WORK TO COMPLETE: Retype nothing except the lines below from the one with "Generate a component" through the one with "FaRegLightbulb, FaListUl, FaWrench", exactly, with images left out.

··· EXERCISE DATA ···

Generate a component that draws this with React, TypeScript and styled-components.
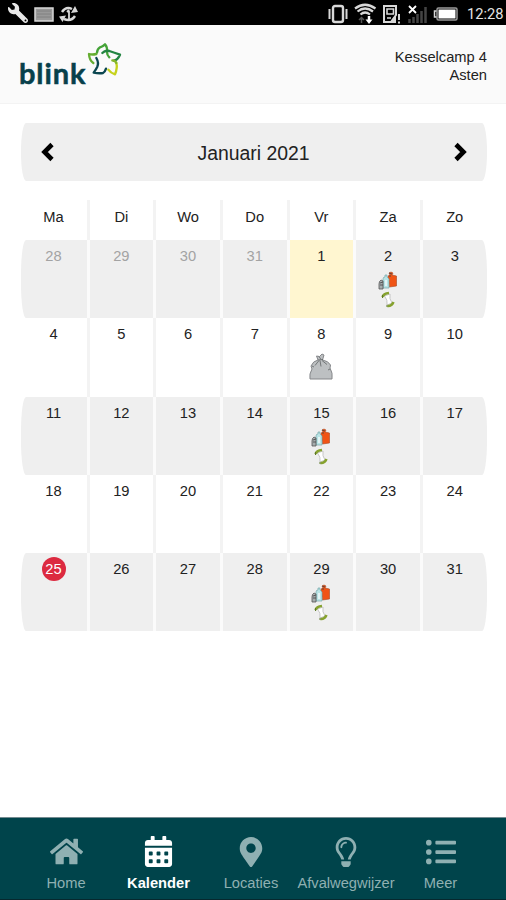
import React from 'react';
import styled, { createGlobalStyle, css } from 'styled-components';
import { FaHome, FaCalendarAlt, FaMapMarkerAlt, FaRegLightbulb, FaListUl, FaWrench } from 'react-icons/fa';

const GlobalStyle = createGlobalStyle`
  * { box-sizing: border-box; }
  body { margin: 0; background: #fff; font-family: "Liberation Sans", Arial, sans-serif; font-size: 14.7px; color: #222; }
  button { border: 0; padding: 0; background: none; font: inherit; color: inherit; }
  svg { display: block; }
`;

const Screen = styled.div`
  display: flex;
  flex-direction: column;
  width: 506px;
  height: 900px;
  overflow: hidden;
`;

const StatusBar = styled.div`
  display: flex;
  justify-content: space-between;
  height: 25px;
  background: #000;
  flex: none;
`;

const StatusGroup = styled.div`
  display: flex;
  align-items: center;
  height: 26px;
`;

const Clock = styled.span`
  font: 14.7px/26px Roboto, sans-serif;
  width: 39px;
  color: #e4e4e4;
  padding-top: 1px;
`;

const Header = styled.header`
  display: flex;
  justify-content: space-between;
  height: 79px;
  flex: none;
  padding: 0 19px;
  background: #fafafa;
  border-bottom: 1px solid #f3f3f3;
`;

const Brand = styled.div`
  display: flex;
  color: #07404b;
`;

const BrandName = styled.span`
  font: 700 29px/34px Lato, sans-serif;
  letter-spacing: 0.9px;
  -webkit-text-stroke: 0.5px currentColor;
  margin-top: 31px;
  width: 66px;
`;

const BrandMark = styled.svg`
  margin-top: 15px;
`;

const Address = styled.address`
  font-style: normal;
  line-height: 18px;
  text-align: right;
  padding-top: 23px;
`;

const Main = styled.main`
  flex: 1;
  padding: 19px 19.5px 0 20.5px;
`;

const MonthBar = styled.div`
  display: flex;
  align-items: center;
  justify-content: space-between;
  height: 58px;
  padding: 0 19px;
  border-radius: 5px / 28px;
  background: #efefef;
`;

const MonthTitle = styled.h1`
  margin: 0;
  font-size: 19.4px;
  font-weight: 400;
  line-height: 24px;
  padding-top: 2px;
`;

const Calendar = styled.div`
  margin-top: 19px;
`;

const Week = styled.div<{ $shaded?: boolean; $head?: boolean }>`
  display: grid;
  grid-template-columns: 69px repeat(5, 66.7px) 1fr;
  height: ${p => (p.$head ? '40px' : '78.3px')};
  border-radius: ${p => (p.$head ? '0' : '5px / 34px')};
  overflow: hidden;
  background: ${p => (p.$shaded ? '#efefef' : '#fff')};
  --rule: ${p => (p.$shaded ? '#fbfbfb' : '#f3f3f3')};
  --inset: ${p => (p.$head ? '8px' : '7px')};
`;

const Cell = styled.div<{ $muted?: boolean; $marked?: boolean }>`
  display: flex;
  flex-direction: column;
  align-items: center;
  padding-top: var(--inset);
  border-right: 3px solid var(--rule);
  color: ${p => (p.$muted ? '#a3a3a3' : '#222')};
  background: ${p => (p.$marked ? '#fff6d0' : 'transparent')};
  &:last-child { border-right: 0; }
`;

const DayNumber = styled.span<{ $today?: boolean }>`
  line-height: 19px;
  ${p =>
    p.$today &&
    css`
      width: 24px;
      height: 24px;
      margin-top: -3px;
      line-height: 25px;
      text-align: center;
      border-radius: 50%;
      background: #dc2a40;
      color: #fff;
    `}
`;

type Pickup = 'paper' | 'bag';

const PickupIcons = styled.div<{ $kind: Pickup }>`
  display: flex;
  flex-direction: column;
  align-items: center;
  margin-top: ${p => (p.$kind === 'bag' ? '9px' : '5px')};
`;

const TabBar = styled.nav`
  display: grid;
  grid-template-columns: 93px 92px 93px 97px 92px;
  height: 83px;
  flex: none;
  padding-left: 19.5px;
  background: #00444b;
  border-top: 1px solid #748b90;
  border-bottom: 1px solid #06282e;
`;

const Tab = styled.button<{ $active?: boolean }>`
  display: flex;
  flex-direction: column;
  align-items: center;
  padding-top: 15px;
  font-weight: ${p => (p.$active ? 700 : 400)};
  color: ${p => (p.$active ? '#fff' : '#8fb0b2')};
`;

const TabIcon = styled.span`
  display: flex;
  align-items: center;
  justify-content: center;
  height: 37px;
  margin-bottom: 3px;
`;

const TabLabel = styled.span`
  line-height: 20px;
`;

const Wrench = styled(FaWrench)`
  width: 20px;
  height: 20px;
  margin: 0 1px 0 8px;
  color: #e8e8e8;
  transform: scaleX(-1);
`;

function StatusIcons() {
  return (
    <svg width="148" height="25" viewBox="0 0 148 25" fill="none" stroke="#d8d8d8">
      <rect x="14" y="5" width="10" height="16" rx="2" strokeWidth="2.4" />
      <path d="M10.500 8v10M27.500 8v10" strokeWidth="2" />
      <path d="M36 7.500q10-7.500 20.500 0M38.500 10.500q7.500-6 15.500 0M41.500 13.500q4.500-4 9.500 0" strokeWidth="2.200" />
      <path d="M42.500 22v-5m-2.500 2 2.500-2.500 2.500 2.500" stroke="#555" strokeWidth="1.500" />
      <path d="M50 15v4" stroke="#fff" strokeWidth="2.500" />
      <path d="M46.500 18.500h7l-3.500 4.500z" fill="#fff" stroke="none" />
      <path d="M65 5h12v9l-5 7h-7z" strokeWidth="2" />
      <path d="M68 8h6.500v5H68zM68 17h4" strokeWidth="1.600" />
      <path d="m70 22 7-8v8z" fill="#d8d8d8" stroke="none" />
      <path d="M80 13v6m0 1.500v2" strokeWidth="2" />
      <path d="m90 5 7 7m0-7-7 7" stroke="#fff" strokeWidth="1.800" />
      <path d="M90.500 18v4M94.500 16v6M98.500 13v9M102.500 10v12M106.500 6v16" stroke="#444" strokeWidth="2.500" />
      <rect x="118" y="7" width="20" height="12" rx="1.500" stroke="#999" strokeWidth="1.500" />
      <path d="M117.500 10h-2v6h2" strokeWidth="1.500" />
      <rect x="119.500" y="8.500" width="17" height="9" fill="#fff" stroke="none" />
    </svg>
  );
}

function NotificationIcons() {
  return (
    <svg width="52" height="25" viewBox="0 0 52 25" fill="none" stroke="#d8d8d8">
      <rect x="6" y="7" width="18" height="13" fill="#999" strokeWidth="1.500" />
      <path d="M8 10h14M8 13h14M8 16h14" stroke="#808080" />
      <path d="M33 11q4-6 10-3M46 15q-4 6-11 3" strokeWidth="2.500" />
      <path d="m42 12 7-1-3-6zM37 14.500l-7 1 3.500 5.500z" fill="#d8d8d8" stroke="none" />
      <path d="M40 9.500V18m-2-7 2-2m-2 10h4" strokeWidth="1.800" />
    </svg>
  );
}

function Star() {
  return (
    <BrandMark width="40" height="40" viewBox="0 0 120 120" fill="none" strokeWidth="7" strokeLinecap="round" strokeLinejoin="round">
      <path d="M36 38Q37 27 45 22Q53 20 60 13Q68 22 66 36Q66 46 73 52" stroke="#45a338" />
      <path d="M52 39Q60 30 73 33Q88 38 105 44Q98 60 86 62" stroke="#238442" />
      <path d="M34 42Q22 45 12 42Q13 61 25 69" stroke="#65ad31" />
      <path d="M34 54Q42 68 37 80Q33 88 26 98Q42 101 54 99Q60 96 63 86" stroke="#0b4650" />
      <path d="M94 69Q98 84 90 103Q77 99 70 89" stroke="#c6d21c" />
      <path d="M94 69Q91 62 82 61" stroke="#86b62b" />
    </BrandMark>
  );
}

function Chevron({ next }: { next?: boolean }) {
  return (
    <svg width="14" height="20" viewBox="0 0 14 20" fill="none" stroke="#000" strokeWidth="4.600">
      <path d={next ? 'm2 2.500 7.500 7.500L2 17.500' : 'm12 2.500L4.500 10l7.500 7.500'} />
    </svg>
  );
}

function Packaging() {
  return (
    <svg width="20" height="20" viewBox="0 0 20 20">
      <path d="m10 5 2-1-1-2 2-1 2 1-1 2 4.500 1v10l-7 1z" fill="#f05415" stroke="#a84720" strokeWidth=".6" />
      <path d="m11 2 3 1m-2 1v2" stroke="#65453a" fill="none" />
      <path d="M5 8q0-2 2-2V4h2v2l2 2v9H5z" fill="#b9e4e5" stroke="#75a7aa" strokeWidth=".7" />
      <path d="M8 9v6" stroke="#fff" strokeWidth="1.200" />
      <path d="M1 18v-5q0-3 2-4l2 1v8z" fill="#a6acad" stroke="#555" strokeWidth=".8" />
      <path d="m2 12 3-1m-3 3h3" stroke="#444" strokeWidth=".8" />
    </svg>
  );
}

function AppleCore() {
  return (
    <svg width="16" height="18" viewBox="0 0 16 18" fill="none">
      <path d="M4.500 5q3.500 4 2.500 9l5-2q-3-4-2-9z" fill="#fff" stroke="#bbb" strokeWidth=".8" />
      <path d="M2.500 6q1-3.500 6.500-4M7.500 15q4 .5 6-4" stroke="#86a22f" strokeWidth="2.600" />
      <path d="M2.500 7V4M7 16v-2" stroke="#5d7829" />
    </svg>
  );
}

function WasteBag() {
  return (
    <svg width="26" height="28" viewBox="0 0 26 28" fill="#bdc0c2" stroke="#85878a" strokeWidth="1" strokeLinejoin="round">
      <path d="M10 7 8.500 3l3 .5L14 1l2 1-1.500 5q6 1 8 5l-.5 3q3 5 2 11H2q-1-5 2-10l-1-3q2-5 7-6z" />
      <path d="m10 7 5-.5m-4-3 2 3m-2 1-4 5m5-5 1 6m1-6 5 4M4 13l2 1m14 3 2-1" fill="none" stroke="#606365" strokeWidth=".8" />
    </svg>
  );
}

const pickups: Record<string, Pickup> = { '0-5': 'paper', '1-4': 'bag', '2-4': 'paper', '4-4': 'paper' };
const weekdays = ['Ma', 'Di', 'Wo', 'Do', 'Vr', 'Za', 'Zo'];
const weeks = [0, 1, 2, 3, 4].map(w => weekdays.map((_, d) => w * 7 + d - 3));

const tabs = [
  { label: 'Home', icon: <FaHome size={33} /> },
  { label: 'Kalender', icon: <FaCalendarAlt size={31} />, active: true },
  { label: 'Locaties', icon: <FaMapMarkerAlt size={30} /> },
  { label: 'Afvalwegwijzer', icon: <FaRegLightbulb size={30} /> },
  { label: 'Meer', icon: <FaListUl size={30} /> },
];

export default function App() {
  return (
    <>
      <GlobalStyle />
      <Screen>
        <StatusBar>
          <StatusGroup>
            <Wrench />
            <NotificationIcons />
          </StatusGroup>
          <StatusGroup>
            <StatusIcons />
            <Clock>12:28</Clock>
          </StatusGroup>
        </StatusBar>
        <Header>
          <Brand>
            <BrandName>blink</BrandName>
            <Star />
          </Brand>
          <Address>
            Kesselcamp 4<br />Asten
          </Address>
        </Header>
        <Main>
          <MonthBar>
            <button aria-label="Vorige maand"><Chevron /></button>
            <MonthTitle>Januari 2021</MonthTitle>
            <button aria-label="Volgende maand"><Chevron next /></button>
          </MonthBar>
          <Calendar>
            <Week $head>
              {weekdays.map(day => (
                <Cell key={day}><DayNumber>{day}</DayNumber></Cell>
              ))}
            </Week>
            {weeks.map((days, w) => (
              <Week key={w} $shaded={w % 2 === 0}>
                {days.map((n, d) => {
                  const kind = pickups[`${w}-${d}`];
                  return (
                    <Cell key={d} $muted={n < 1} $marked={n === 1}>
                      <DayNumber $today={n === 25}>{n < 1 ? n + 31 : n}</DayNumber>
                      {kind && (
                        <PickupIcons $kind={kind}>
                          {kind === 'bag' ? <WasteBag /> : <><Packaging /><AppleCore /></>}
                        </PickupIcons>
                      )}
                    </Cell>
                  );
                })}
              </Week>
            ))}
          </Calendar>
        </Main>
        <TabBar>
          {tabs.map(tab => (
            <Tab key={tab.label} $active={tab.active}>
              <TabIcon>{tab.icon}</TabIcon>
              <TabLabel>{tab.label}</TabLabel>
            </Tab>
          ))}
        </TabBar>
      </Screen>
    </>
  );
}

···
··· EXERCISE DATA ···

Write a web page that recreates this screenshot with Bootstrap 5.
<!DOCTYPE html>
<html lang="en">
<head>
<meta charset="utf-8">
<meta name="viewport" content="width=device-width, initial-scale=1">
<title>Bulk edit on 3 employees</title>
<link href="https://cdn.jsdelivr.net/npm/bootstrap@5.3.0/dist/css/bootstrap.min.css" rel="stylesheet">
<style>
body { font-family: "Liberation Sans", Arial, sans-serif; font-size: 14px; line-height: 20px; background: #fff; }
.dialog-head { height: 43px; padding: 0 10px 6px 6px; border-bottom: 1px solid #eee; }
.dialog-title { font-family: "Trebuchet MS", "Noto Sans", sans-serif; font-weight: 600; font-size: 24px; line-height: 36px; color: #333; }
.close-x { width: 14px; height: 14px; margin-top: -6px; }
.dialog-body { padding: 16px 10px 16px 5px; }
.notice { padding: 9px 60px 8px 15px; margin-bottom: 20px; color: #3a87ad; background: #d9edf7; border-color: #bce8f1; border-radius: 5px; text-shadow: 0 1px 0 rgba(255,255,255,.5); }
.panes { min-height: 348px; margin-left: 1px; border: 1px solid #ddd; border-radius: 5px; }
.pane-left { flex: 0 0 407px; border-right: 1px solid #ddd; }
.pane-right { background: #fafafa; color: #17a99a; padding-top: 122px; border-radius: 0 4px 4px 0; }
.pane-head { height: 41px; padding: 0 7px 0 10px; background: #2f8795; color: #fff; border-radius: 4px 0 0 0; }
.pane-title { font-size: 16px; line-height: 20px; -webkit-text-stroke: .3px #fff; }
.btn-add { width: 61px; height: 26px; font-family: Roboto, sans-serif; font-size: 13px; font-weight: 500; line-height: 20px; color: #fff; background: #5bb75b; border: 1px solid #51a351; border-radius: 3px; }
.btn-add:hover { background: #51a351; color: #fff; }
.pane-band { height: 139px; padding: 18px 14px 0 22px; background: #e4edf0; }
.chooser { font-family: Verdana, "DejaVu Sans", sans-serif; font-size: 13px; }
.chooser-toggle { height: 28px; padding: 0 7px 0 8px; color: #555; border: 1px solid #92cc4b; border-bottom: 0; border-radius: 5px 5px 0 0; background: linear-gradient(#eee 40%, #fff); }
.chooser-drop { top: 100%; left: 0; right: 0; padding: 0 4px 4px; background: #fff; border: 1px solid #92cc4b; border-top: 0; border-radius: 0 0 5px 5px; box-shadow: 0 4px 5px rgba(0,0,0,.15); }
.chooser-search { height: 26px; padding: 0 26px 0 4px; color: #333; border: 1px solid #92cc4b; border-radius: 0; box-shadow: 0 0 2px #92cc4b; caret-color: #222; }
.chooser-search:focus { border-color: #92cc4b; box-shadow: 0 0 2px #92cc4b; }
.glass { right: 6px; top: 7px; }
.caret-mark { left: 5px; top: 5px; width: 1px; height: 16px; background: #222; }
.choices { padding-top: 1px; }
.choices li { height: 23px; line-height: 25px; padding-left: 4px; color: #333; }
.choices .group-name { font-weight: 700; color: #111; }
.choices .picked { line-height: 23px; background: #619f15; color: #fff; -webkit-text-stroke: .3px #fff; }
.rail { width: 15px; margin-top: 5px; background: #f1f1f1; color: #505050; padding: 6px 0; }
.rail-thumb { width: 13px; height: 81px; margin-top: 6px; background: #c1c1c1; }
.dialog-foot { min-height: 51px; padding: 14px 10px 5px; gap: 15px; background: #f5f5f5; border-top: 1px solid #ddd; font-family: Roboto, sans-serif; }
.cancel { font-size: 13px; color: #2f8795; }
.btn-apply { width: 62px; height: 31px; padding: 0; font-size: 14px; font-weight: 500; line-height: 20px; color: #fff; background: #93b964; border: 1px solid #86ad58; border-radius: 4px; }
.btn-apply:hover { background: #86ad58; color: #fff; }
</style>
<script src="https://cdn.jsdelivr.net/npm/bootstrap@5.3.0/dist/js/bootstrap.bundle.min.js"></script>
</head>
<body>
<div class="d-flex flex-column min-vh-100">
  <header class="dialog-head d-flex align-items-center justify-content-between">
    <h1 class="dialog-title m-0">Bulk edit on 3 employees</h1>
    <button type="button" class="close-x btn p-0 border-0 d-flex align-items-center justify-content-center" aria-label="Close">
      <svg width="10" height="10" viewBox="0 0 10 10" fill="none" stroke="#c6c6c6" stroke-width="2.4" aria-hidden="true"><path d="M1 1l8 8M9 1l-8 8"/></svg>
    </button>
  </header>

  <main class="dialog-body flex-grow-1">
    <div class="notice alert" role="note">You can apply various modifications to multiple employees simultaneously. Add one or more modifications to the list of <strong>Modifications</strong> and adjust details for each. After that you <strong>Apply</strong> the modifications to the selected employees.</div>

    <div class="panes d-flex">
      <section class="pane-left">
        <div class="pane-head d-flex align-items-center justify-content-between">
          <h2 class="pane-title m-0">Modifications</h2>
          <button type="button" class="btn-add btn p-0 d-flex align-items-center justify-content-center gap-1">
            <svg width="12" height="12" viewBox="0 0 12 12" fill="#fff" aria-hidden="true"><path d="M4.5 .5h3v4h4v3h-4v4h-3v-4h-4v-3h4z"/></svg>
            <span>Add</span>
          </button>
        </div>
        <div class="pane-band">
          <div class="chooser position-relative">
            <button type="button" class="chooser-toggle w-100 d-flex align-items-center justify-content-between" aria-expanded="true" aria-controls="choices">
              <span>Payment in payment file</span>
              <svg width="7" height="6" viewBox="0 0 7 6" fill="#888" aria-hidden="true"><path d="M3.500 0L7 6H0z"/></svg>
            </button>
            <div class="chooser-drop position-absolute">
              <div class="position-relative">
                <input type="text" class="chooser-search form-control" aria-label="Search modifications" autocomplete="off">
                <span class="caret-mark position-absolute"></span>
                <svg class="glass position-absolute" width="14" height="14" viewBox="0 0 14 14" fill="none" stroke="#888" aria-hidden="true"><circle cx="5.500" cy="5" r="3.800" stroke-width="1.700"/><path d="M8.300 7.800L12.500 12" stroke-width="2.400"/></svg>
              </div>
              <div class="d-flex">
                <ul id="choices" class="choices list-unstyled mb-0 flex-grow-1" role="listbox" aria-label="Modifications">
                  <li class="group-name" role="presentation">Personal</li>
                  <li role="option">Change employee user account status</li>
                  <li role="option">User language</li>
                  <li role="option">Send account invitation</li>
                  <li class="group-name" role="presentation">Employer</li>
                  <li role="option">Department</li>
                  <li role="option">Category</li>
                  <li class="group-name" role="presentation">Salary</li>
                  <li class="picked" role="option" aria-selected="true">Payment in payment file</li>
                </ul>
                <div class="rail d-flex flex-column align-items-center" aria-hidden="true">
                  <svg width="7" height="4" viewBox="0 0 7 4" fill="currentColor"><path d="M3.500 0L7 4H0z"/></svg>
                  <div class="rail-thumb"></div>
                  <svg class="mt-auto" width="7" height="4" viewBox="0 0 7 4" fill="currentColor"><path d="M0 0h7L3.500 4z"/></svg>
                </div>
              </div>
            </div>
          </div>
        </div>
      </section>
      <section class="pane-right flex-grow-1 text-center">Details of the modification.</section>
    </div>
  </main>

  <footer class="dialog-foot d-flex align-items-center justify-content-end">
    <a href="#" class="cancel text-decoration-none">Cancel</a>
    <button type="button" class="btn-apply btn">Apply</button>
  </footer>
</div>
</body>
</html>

···

COMPLETED TASK:
Generate a component that draws this with React, TypeScript and styled-components.
import React from 'react';
import styled, { createGlobalStyle, css } from 'styled-components';
import { FaHome, FaCalendarAlt, FaMapMarkerAlt, FaRegLightbulb, FaListUl, FaWrench } from 'react-icons/fa';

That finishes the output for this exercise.